Pages as source code:
⁂

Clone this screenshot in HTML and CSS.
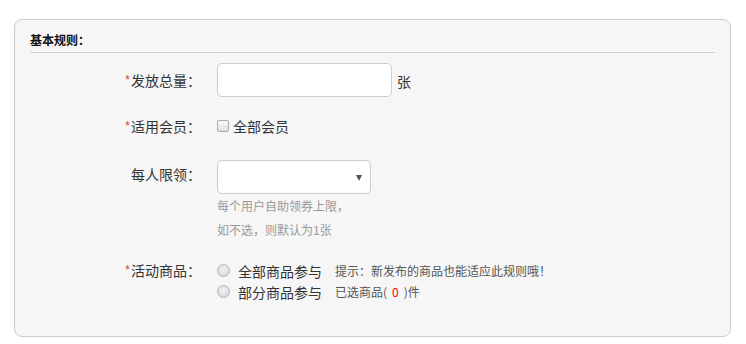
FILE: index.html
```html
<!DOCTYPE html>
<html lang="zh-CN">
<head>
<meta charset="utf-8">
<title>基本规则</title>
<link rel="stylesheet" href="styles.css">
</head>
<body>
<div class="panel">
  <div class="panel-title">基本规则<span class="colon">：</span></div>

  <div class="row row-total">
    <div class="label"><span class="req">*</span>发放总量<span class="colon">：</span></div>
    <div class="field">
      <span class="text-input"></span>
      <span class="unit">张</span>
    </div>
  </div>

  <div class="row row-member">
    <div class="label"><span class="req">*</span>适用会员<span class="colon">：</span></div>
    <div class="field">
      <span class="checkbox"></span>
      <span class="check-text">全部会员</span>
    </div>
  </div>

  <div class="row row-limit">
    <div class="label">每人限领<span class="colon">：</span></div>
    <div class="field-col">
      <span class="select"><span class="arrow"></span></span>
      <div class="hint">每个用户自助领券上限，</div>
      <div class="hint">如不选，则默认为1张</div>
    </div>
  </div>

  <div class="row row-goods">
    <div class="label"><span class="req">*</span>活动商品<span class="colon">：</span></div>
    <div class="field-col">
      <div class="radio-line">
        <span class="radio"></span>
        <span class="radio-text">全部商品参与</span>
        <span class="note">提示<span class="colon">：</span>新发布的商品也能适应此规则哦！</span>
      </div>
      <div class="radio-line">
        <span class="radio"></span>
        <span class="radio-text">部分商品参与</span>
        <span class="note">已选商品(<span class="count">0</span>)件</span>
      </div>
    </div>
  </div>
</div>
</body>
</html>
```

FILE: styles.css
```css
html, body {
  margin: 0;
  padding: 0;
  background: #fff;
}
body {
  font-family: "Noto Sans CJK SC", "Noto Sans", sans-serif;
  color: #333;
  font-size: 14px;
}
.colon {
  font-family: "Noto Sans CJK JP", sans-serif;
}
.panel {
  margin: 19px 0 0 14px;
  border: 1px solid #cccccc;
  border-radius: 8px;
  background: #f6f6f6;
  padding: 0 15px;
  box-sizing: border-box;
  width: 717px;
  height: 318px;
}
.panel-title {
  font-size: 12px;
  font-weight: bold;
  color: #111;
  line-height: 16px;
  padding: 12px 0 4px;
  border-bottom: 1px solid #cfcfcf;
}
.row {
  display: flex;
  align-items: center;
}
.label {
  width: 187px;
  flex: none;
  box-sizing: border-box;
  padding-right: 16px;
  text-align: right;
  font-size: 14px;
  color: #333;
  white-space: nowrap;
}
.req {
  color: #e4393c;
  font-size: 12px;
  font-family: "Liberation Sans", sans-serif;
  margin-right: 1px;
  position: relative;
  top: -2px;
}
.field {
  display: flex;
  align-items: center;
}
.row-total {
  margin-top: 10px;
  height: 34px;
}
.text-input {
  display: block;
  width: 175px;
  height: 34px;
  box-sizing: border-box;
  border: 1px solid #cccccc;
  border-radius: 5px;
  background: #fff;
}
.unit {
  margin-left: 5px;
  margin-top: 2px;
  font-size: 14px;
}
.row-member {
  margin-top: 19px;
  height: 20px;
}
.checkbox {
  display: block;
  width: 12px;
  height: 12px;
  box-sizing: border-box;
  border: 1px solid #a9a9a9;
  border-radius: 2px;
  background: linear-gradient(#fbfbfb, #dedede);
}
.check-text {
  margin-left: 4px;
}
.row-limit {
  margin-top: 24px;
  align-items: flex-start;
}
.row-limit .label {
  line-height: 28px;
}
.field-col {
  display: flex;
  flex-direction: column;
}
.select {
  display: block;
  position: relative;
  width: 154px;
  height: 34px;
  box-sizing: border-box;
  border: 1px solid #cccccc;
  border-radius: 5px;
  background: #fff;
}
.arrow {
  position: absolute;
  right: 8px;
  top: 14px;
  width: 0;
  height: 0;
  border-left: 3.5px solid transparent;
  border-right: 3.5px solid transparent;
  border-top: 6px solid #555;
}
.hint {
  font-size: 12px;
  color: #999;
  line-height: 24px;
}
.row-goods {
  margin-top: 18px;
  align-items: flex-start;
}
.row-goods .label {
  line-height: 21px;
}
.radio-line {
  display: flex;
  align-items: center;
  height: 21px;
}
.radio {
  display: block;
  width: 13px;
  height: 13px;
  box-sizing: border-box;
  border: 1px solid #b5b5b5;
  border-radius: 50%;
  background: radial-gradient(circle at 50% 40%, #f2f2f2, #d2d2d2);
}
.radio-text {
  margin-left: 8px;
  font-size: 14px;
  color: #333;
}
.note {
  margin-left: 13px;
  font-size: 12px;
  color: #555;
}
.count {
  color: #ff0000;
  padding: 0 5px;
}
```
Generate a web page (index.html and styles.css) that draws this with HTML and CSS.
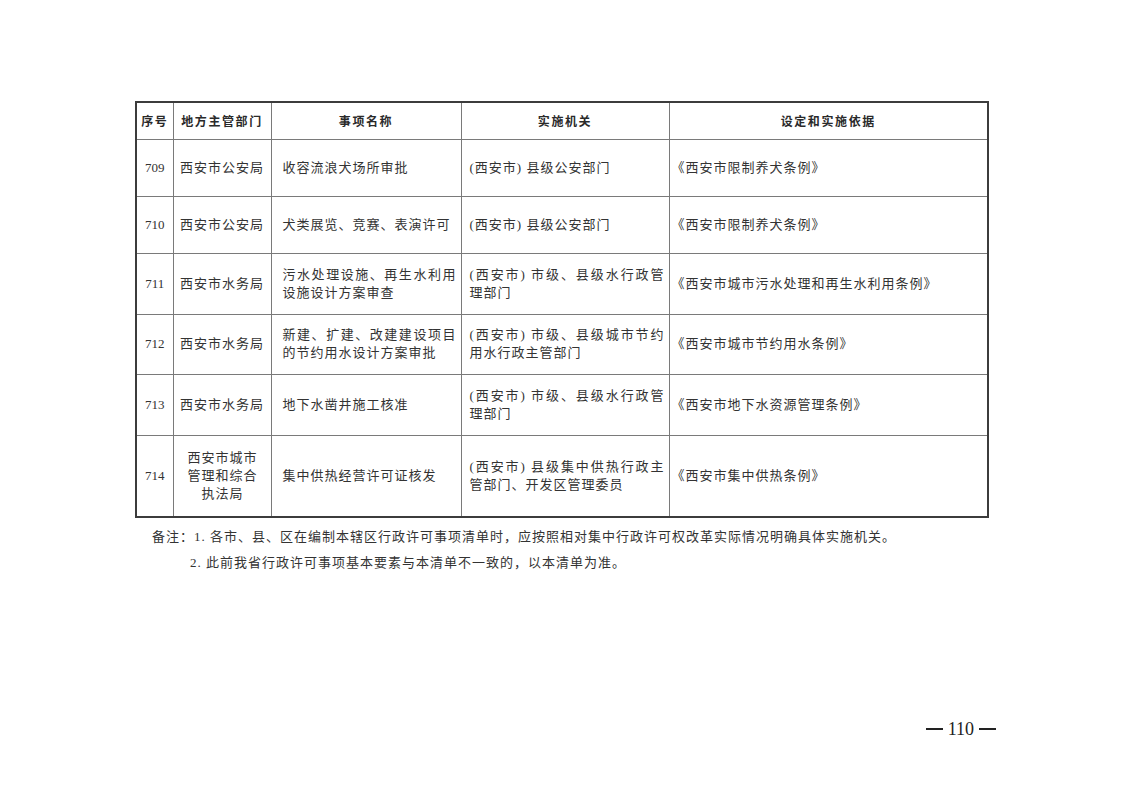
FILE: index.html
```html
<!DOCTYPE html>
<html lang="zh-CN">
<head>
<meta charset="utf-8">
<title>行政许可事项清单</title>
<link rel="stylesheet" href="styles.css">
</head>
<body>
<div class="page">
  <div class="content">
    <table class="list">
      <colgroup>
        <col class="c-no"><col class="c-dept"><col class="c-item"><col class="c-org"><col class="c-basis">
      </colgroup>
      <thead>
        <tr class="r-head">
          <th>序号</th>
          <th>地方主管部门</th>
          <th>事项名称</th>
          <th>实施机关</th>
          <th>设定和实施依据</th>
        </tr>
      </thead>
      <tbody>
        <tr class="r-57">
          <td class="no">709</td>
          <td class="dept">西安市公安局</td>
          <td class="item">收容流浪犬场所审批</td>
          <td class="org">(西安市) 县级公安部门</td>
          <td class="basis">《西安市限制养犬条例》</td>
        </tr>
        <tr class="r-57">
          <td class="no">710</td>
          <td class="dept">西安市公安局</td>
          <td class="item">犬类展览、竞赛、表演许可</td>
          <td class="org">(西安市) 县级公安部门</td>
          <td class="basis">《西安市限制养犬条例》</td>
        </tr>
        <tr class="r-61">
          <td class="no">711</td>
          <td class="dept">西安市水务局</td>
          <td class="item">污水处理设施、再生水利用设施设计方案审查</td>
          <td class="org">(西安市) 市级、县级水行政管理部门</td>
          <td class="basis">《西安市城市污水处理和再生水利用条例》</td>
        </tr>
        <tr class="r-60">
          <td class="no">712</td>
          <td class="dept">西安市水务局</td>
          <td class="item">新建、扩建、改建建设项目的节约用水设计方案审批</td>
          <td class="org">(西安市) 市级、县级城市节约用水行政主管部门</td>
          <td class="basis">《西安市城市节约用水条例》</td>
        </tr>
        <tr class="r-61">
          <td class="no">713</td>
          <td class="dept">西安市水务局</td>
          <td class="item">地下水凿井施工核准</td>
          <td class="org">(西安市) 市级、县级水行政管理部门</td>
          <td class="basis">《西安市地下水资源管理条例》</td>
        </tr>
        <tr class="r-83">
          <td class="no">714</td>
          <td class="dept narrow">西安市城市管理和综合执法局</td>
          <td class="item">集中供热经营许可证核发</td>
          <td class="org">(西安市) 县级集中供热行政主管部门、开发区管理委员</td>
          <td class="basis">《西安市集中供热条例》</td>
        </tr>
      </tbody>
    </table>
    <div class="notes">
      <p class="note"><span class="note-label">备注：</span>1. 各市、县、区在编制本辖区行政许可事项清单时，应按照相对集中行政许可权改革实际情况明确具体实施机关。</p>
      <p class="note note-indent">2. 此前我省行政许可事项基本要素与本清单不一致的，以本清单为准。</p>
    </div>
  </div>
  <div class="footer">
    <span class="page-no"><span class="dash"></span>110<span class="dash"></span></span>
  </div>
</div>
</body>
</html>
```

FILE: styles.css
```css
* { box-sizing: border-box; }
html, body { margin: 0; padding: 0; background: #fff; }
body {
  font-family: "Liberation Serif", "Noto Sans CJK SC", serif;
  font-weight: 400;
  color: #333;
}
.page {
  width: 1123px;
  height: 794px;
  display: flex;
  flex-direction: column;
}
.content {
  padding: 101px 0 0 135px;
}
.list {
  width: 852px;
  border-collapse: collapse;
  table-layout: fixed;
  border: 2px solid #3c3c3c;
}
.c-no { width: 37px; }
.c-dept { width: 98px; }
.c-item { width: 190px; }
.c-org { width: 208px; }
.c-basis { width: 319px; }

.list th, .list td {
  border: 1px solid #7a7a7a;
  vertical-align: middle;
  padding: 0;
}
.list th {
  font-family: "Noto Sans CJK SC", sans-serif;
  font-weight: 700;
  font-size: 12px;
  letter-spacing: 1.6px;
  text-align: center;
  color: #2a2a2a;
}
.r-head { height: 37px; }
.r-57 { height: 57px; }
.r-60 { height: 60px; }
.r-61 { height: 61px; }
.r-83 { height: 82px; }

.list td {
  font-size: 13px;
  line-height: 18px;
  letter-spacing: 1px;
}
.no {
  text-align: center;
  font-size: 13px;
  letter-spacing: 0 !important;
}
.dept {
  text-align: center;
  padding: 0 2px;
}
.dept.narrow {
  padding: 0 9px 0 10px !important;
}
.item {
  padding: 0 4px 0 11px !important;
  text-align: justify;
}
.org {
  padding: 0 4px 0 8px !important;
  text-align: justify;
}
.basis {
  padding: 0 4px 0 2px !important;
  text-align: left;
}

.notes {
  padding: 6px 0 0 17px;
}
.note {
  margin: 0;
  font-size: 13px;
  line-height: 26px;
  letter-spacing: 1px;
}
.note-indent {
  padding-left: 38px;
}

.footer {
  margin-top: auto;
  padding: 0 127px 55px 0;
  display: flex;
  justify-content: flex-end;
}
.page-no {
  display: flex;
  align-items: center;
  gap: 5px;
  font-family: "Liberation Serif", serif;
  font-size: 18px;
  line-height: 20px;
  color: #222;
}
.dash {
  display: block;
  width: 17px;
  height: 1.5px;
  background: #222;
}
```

⁂

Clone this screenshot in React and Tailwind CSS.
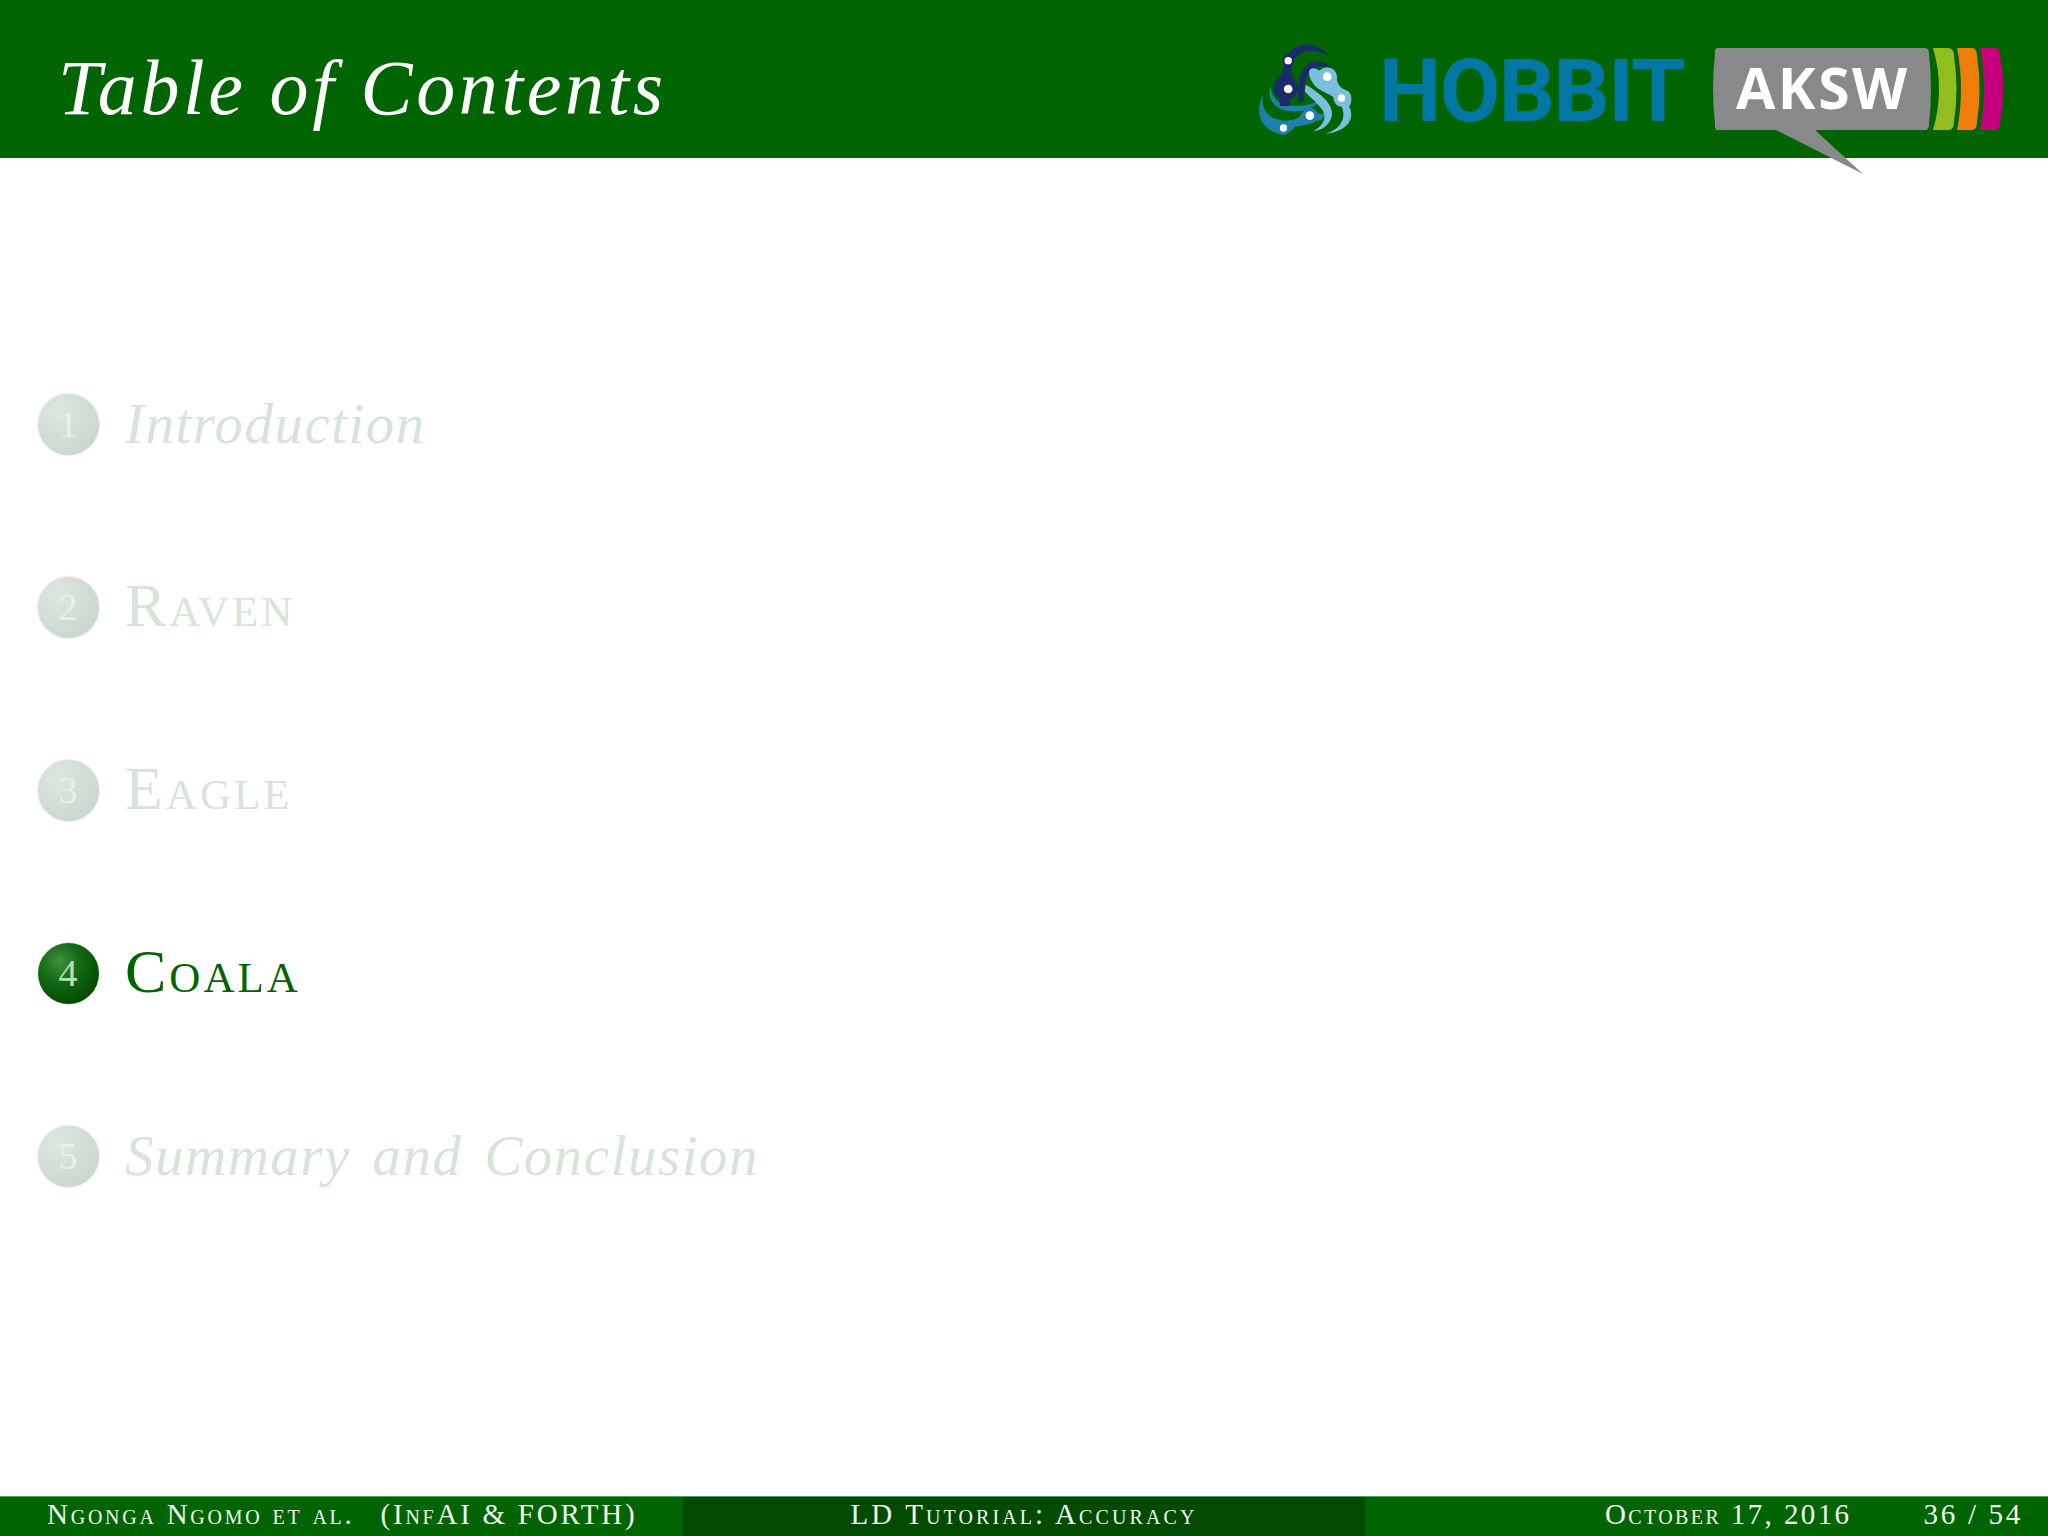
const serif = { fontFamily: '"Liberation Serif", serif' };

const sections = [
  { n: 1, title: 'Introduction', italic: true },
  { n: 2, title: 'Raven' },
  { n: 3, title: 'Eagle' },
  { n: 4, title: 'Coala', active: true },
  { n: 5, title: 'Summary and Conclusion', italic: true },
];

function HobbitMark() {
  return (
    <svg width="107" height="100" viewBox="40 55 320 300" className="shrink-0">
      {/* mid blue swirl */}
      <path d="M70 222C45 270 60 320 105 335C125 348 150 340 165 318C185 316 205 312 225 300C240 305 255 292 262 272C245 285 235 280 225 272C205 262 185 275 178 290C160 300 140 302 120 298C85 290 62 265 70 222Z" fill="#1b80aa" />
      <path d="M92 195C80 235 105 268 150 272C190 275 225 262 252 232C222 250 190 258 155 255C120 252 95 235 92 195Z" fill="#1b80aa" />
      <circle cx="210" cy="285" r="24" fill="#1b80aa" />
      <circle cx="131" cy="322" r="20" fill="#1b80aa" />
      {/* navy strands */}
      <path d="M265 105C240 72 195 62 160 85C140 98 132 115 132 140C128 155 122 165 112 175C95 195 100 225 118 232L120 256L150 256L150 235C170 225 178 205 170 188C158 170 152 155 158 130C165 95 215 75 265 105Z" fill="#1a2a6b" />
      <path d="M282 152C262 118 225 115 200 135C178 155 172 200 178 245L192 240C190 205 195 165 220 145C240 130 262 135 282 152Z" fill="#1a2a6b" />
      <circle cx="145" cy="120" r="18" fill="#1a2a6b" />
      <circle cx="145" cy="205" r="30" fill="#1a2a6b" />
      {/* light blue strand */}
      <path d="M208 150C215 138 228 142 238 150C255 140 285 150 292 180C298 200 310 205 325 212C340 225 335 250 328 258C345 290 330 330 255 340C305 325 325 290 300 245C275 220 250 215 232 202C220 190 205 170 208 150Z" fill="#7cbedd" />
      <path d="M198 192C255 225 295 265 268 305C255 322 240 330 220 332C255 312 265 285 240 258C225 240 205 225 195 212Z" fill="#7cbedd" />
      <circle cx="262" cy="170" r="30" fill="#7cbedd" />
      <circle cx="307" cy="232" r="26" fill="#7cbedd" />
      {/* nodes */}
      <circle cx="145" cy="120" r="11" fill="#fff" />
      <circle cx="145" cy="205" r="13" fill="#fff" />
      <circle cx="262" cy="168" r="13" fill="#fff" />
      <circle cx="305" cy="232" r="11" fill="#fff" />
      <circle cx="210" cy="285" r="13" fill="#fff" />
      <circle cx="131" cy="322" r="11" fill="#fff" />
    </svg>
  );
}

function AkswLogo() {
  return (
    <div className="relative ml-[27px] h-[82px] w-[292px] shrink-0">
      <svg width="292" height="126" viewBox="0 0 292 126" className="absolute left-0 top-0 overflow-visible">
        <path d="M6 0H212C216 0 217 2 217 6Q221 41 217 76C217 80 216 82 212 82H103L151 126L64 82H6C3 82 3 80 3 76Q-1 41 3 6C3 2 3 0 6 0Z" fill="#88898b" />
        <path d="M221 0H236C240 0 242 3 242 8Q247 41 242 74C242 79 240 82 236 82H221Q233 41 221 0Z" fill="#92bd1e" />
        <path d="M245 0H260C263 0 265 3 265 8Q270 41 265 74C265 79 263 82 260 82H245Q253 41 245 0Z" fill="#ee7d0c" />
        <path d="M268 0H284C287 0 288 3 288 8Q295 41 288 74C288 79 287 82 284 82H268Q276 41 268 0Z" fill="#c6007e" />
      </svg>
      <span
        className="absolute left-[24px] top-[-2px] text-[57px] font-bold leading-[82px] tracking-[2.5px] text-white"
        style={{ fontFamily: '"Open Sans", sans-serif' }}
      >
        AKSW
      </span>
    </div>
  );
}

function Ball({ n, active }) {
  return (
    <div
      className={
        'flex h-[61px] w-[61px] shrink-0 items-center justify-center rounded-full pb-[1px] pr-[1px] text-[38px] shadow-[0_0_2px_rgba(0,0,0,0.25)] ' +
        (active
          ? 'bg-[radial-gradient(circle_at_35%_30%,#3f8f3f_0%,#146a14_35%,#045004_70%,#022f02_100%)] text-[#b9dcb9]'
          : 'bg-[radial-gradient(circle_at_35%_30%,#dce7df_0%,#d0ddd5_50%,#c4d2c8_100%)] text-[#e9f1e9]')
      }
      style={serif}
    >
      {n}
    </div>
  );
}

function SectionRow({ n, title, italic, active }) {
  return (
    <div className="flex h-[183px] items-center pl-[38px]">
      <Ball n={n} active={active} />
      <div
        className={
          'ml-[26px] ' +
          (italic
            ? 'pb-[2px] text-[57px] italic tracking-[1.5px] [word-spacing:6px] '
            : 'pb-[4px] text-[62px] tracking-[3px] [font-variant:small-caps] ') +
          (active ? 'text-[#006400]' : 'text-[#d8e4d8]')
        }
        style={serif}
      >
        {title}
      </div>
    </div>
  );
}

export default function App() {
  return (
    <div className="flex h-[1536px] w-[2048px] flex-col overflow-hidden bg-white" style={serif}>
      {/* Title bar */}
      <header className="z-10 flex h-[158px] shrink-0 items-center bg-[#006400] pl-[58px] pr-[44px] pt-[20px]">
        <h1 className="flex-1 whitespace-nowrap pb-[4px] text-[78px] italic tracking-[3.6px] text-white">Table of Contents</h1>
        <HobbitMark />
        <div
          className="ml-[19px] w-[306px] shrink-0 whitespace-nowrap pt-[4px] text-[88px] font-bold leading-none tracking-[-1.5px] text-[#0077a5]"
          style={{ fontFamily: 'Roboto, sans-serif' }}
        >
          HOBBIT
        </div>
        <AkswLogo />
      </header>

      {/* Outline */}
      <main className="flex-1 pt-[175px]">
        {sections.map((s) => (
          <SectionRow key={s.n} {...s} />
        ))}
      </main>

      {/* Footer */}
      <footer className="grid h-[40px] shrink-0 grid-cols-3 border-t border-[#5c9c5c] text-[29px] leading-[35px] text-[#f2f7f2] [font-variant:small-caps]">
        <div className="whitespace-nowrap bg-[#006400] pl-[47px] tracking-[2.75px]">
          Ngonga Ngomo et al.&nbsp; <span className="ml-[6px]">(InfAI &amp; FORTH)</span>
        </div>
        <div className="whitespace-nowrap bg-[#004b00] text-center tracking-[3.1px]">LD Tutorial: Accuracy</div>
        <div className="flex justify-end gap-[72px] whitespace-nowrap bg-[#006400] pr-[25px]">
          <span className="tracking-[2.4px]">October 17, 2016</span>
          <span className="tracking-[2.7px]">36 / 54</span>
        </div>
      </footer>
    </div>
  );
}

⁂

Go through the entries and return each line where the word "screenshot" appears.

Clone this screenshot in HTML and CSS.
Clone this screenshot in React and Tailwind CSS.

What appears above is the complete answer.